What was once billed as a courtroom epic — a sprawling challenge to a former president’s bid to reshape an election — ended not with a fiery trial but with a quiet, decisive shrug from the state of Georgia.
A state official stepped in, looked at the towering stack of accusations tied to the 2020 election, and swept the entire case off the table. Just like that, the long-running racketeering saga targeting Donald Trump and a lineup of political loyalists dissolved.
The official, who recently inherited the prosecution, made it plain: trying to drag a sitting president into a Georgia courtroom was more fantasy than plan. If there’s no path to trial, there’s no case — and so the case is gone.
The collapse marked a stunning reversal for the office that originally launched the charges, a team that once seemed poised to put Trump’s post-2020 actions under a legal microscope. Instead, internal turmoil and ethics complaints pried the case from their hands, ultimately leaving it to someone with neither the appetite nor bandwidth for a multi-defendant legal labyrinth.
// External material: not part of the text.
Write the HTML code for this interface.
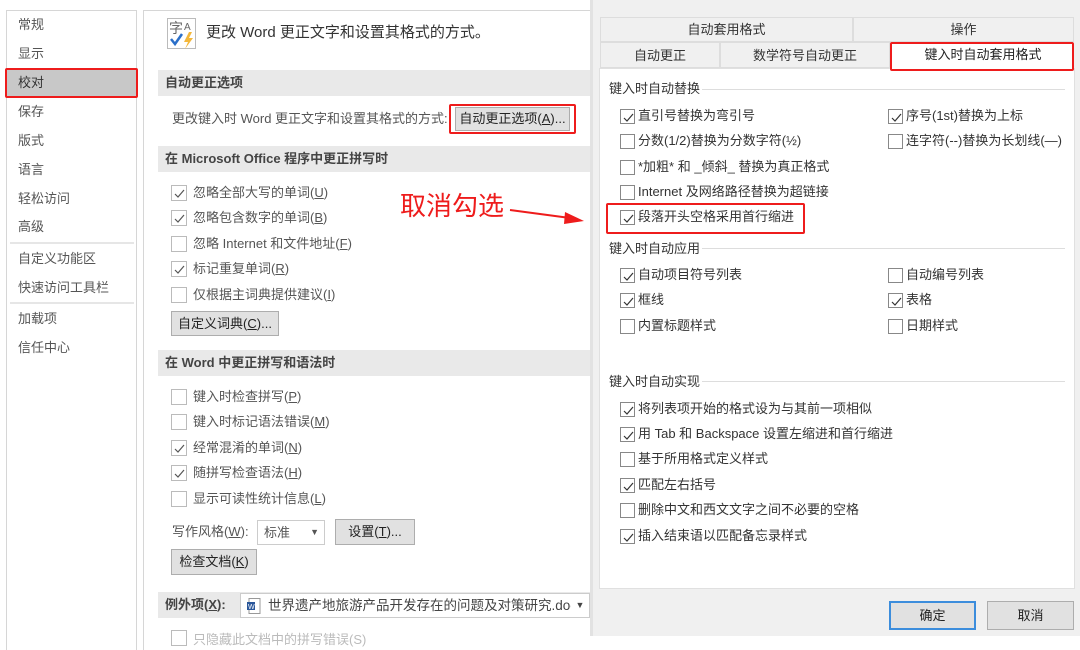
<!DOCTYPE html>
<html><head><meta charset="utf-8"><style>
*{margin:0;padding:0;box-sizing:border-box}
body{width:1080px;height:636px;overflow:hidden;background:#fff;font-family:"Liberation Sans","Noto Sans CJK SC",sans-serif;font-size:13px;color:#333;position:relative}
.a{position:absolute;white-space:nowrap}
.t{position:absolute;white-space:nowrap;line-height:16px}
.cb{position:absolute;width:15px;height:15px;border:1px solid #888;background:#fff}
.cb.l{border-color:#bbb;width:16px;height:16px}
.cb svg{position:absolute;left:1px;top:1px}
.band{position:absolute;left:158px;width:432px;height:26px;background:#e9e9e9;font-weight:bold;color:#444;padding-left:7px;line-height:26px}
.btn{position:absolute;background:#e1e1e1;border:1px solid #adadad;text-align:center;color:#222}
.grp{position:absolute;left:609px;color:#333}
.line{position:absolute;height:1px;background:#ddd}
</style></head><body>
<div class="a" style="left:6px;top:10px;width:131px;height:640px;border:1px solid #d6d6d6;border-bottom:none"></div>
<div class="a" style="left:5px;top:68px;width:133px;height:30px;background:#c8c8c8;border:2px solid #ee1c1c;border-radius:2px"></div>
<div class="t" style="left:18px;top:17px;color:#555">常规</div>
<div class="t" style="left:18px;top:46px;color:#555">显示</div>
<div class="t" style="left:18px;top:75px;color:#333">校对</div>
<div class="t" style="left:18px;top:104px;color:#555">保存</div>
<div class="t" style="left:18px;top:133px;color:#555">版式</div>
<div class="t" style="left:18px;top:162px;color:#555">语言</div>
<div class="t" style="left:18px;top:191px;color:#555">轻松访问</div>
<div class="t" style="left:18px;top:219px;color:#555">高级</div>
<div class="a" style="left:10px;top:242px;width:124px;height:2px;background:#e6e6e6"></div>
<div class="t" style="left:18px;top:251px;color:#555">自定义功能区</div>
<div class="t" style="left:18px;top:280px;color:#555">快速访问工具栏</div>
<div class="a" style="left:10px;top:302px;width:124px;height:2px;background:#e6e6e6"></div>
<div class="t" style="left:18px;top:311px;color:#555">加载项</div>
<div class="t" style="left:18px;top:340px;color:#555">信任中心</div>
<div class="a" style="left:143px;top:10px;width:448px;height:640px;border:1px solid #d6d6d6;border-bottom:none;border-right:none"></div>
<svg class="a" style="left:167px;top:18px" width="32" height="32" viewBox="0 0 32 32">
<rect x="0.5" y="0.5" width="28" height="30" fill="#fff" stroke="#bbb"/>
<text x="2" y="15" font-size="14" fill="#666" font-family="Noto Sans CJK SC">字</text>
<text x="17" y="12" font-size="10" fill="#666">A</text>
<path d="M4 21 L8 26 L15 16" stroke="#2b6fc9" stroke-width="2.5" fill="none"/>
<path d="M22 14 L17 24 L21 24 L18 31 L26 20 L22 20 L25 14Z" fill="#f4b73a"/>
</svg>
<div class="t" style="left:206px;top:25px;font-size:15px;color:#333">更改 Word 更正文字和设置其格式的方式。</div>
<div class="band" style="top:70px">自动更正选项</div>
<div class="t" style="left:172px;top:111px;color:#555">更改键入时 Word 更正文字和设置其格式的方式:</div>
<div class="btn" style="left:455px;top:107px;width:115px;height:24px;line-height:22px">自动更正选项(<u>A</u>)...</div>
<div class="a" style="left:449px;top:104px;width:127px;height:30px;border:2px solid #ee1c1c;border-radius:2px"></div>
<div class="band" style="top:146px">在 Microsoft Office 程序中更正拼写时</div>
<div class="cb l" style="left:171px;top:185px"><svg width="13" height="13"><path d="M2 7 L5 10 L11 3" stroke="#555" fill="none" stroke-width="1.2"/></svg></div>
<div class="t" style="left:193px;top:185px;color:#555">忽略全部大写的单词(<u>U</u>)</div>
<div class="cb l" style="left:171px;top:210px"><svg width="13" height="13"><path d="M2 7 L5 10 L11 3" stroke="#555" fill="none" stroke-width="1.2"/></svg></div>
<div class="t" style="left:193px;top:210px;color:#555">忽略包含数字的单词(<u>B</u>)</div>
<div class="cb l" style="left:171px;top:236px"></div>
<div class="t" style="left:193px;top:236px;color:#555">忽略 Internet 和文件地址(<u>F</u>)</div>
<div class="cb l" style="left:171px;top:261px"><svg width="13" height="13"><path d="M2 7 L5 10 L11 3" stroke="#555" fill="none" stroke-width="1.2"/></svg></div>
<div class="t" style="left:193px;top:261px;color:#555">标记重复单词(<u>R</u>)</div>
<div class="cb l" style="left:171px;top:287px"></div>
<div class="t" style="left:193px;top:287px;color:#555">仅根据主词典提供建议(<u>I</u>)</div>
<div class="btn" style="left:171px;top:311px;width:108px;height:25px;line-height:23px">自定义词典(<u>C</u>)...</div>
<div class="band" style="top:350px">在 Word 中更正拼写和语法时</div>
<div class="cb l" style="left:171px;top:389px"></div>
<div class="t" style="left:193px;top:389px;color:#555">键入时检查拼写(<u>P</u>)</div>
<div class="cb l" style="left:171px;top:414px"></div>
<div class="t" style="left:193px;top:414px;color:#555">键入时标记语法错误(<u>M</u>)</div>
<div class="cb l" style="left:171px;top:440px"><svg width="13" height="13"><path d="M2 7 L5 10 L11 3" stroke="#555" fill="none" stroke-width="1.2"/></svg></div>
<div class="t" style="left:193px;top:440px;color:#555">经常混淆的单词(<u>N</u>)</div>
<div class="cb l" style="left:171px;top:465px"><svg width="13" height="13"><path d="M2 7 L5 10 L11 3" stroke="#555" fill="none" stroke-width="1.2"/></svg></div>
<div class="t" style="left:193px;top:465px;color:#555">随拼写检查语法(<u>H</u>)</div>
<div class="cb l" style="left:171px;top:491px"></div>
<div class="t" style="left:193px;top:491px;color:#555">显示可读性统计信息(<u>L</u>)</div>
<div class="t" style="left:172px;top:524px;color:#555">写作风格(<u>W</u>):</div>
<div class="a" style="left:257px;top:520px;width:68px;height:25px;border:1px solid #ccc;background:#fff;padding-left:6px;line-height:23px;color:#555">标准<span style="position:absolute;right:5px;top:0;font-size:9px">▼</span></div>
<div class="btn" style="left:335px;top:519px;width:80px;height:26px;line-height:24px">设置(<u>T</u>)...</div>
<div class="btn" style="left:171px;top:549px;width:86px;height:26px;line-height:24px">检查文档(<u>K</u>)</div>
<div class="band" style="top:592px;width:432px">例外项(<u>X</u>):</div>
<div class="a" style="left:240px;top:593px;width:350px;height:25px;border:1px solid #ccc;background:#fff;line-height:23px;padding-left:27px;color:#444;font-size:13.5px;overflow:hidden">世界遗产地旅游产品开发存在的问题及对策研究.docx<span style="position:absolute;right:0;top:0;width:18px;background:#fff;text-align:center;font-size:9px">▼</span>
<svg style="position:absolute;left:6px;top:4px" width="14" height="16"><rect x="2" y="0.5" width="11" height="15" fill="#fff" stroke="#999"/><rect x="0" y="4" width="8" height="8" fill="#2b579a"/><text x="1" y="11" font-size="7" fill="#fff">W</text></svg></div>
<div class="cb l" style="left:171px;top:630px"></div>
<div class="t" style="left:193px;top:632px;color:#bbb">只隐藏此文档中的拼写错误(S)</div>
<div class="a" style="left:400px;top:191px;font-size:26px;color:#ee1c1c;line-height:30px">取消勾选</div>
<svg class="a" style="left:505px;top:205px" width="85" height="25"><path d="M5 5 L65 13" stroke="#ee1c1c" stroke-width="2"/><path d="M60 7 L79 16 L59 19 Z" fill="#ee1c1c"/></svg>
<div class="a" style="left:590px;top:0;width:490px;height:636px;background:#f0f0f0;border-left:3px solid #e2e2e2"></div>
<div class="a" style="left:600px;top:17px;width:253px;height:25px;border:1px solid #ddd;text-align:center;line-height:24px">自动套用格式</div>
<div class="a" style="left:853px;top:17px;width:221px;height:25px;border:1px solid #ddd;text-align:center;line-height:24px">操作</div>
<div class="a" style="left:600px;top:42px;width:120px;height:26px;border:1px solid #ddd;text-align:center;line-height:26px">自动更正</div>
<div class="a" style="left:720px;top:42px;width:170px;height:26px;border:1px solid #ddd;text-align:center;line-height:26px">数学符号自动更正</div>
<div class="a" style="left:599px;top:68px;width:476px;height:521px;background:#fff;border:1px solid #e0e0e0"></div>
<div class="a" style="left:892px;top:42px;width:182px;height:28px;background:#fff;text-align:center;line-height:26px;color:#222">键入时自动套用格式</div>
<div class="a" style="left:890px;top:42px;width:184px;height:29px;border:2px solid #ee1c1c;border-radius:2px"></div>

<div class="grp t" style="top:81px">键入时自动替换</div>
<div class="line" style="left:702px;top:89px;width:363px"></div>
<div class="grp t" style="top:241px">键入时自动应用</div>
<div class="line" style="left:702px;top:248px;width:363px"></div>
<div class="grp t" style="top:374px">键入时自动实现</div>
<div class="line" style="left:702px;top:381px;width:363px"></div>

<div class="cb" style="left:620px;top:109px"><svg width="13" height="13"><path d="M2 7 L5 10 L11 3" stroke="#333" fill="none" stroke-width="1.2"/></svg></div><div class="t" style="left:638px;top:108px">直引号替换为弯引号</div>
<div class="cb" style="left:888px;top:109px"><svg width="13" height="13"><path d="M2 7 L5 10 L11 3" stroke="#333" fill="none" stroke-width="1.2"/></svg></div><div class="t" style="left:906px;top:108px">序号(1st)替换为上标</div>
<div class="cb" style="left:620px;top:134px"></div><div class="t" style="left:638px;top:133px">分数(1/2)替换为分数字符(½)</div>
<div class="cb" style="left:888px;top:134px"></div><div class="t" style="left:906px;top:133px">连字符(--)替换为长划线(—)</div>
<div class="cb" style="left:620px;top:160px"></div><div class="t" style="left:638px;top:159px">*加粗* 和 _倾斜_ 替换为真正格式</div>
<div class="cb" style="left:620px;top:185px"></div><div class="t" style="left:638px;top:184px">Internet 及网络路径替换为超链接</div>
<div class="cb" style="left:620px;top:210px"><svg width="13" height="13"><path d="M2 7 L5 10 L11 3" stroke="#333" fill="none" stroke-width="1.2"/></svg></div><div class="t" style="left:638px;top:209px">段落开头空格采用首行缩进</div>
<div class="a" style="left:606px;top:203px;width:199px;height:31px;border:2px solid #ee1c1c;border-radius:2px"></div>

<div class="cb" style="left:620px;top:268px"><svg width="13" height="13"><path d="M2 7 L5 10 L11 3" stroke="#333" fill="none" stroke-width="1.2"/></svg></div><div class="t" style="left:638px;top:267px">自动项目符号列表</div>
<div class="cb" style="left:888px;top:268px"></div><div class="t" style="left:906px;top:267px">自动编号列表</div>
<div class="cb" style="left:620px;top:293px"><svg width="13" height="13"><path d="M2 7 L5 10 L11 3" stroke="#333" fill="none" stroke-width="1.2"/></svg></div><div class="t" style="left:638px;top:292px">框线</div>
<div class="cb" style="left:888px;top:293px"><svg width="13" height="13"><path d="M2 7 L5 10 L11 3" stroke="#333" fill="none" stroke-width="1.2"/></svg></div><div class="t" style="left:906px;top:292px">表格</div>
<div class="cb" style="left:620px;top:319px"></div><div class="t" style="left:638px;top:318px">内置标题样式</div>
<div class="cb" style="left:888px;top:319px"></div><div class="t" style="left:906px;top:318px">日期样式</div>

<div class="cb" style="left:620px;top:402px"><svg width="13" height="13"><path d="M2 7 L5 10 L11 3" stroke="#333" fill="none" stroke-width="1.2"/></svg></div><div class="t" style="left:638px;top:401px">将列表项开始的格式设为与其前一项相似</div>
<div class="cb" style="left:620px;top:427px"><svg width="13" height="13"><path d="M2 7 L5 10 L11 3" stroke="#333" fill="none" stroke-width="1.2"/></svg></div><div class="t" style="left:638px;top:426px">用 Tab 和 Backspace 设置左缩进和首行缩进</div>
<div class="cb" style="left:620px;top:452px"></div><div class="t" style="left:638px;top:451px">基于所用格式定义样式</div>
<div class="cb" style="left:620px;top:478px"><svg width="13" height="13"><path d="M2 7 L5 10 L11 3" stroke="#333" fill="none" stroke-width="1.2"/></svg></div><div class="t" style="left:638px;top:477px">匹配左右括号</div>
<div class="cb" style="left:620px;top:503px"></div><div class="t" style="left:638px;top:502px">删除中文和西文文字之间不必要的空格</div>
<div class="cb" style="left:620px;top:529px"><svg width="13" height="13"><path d="M2 7 L5 10 L11 3" stroke="#333" fill="none" stroke-width="1.2"/></svg></div><div class="t" style="left:638px;top:528px">插入结束语以匹配备忘录样式</div>

<div class="btn" style="left:889px;top:601px;width:87px;height:29px;line-height:25px;border:2px solid #3c8ddc">确定</div>
<div class="btn" style="left:987px;top:601px;width:87px;height:29px;line-height:27px">取消</div>
</body></html>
With this dismissal, the mosaic of legal challenges once circling Trump continues to thin. Out of four high-profile prosecutions that shadowed him after the 2020 loss, only one ever reached a jury — the New York hush-money case, where he was convicted but is now seeking to overturn the verdict.
Georgia’s abandoned effort underscores how sharply the landscape has shifted since Trump muscled his way back into the Oval Office. Legal storms that once threatened to define his post-presidential years have lost their force, clearing a path he now walks with renewed political dominance.
The Georgia case originally tied Trump and nearly twenty allies to a sweeping plan to overturn the state’s 2020 results — a plan spotlighted by the now-famous phone call urging officials to “find” the votes he needed. His allies, including well-known former attorneys, had pleaded not guilty.
But when the prosecutor overseeing the case was removed over ethical concerns involving a relationship with a special appointee, the prosecution’s foundation fractured. The successor, now holding the gavel, concluded that his agency simply wasn’t equipped to carry the case any further.
And so, a legal battle once expected to become a landmark trial ends instead as a footnote — a reminder that in politics, as in law, momentum is everything, and timing is king.